It can be good to be hard-headed sometimes, but you'd better literally have a hard head if you opt to play football without a helmet, especially when everyone else is donning one. That was Dick Plasman's choice in 1946, when he joined the NFL's Chicago Cardinals after serving in World War II.
In 1943, while Plasman was in the military, the NFL made wearing a helmet mandatory, but while everyone else complied, Plasman objected. He argued that making him wear a helmet was an unfair labor practice that caused him hardship, and the league finally relented.

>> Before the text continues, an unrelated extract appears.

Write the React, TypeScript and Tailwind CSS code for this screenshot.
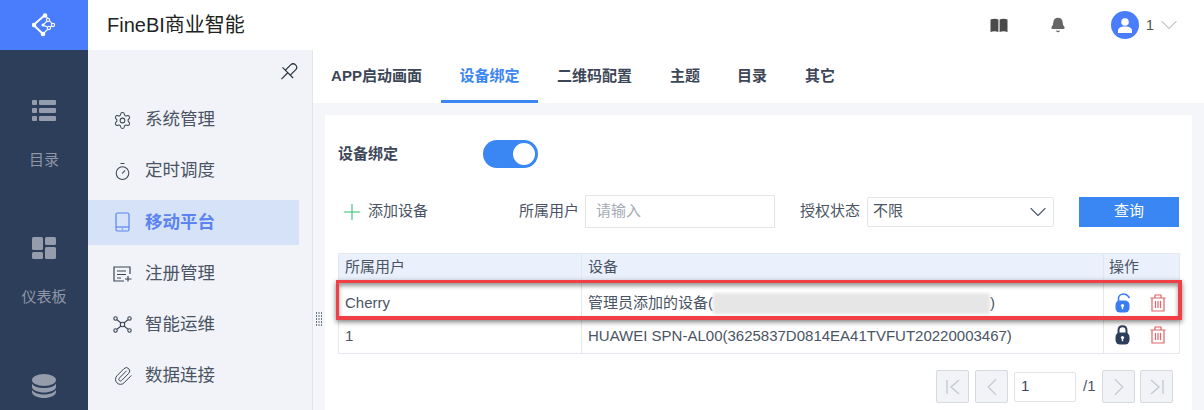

Although Plasman, then mostly a kicker, didn't see much hard-hitting action upon his return, one would think that he of all people would have wanted the protection. Back in 1938, as a tight end for the Chicago Bears, Plasman raced in and out of the end zone for a ball. He missed the ball but not the brick wall, and was left with an injury to his left temple that was covered most of the time by his blond hair.
Plasman retired from the NFL in 1947, having never worn a helmet, and has gone down in history as the last player to take the field bareheaded.
Heads up:
- Coach Paul Brown of Cleveland pioneered both the single-bar face mask and the insertion of a radio into football helmets.
- The first team logo on an NFL helmet was a ram, painted on by Los Angeles Rams running back Fred Gehrke in 1948.
- The NFL is working on helmet technology that will send injury data to a computer, so that a player's physical status can be instantly determined.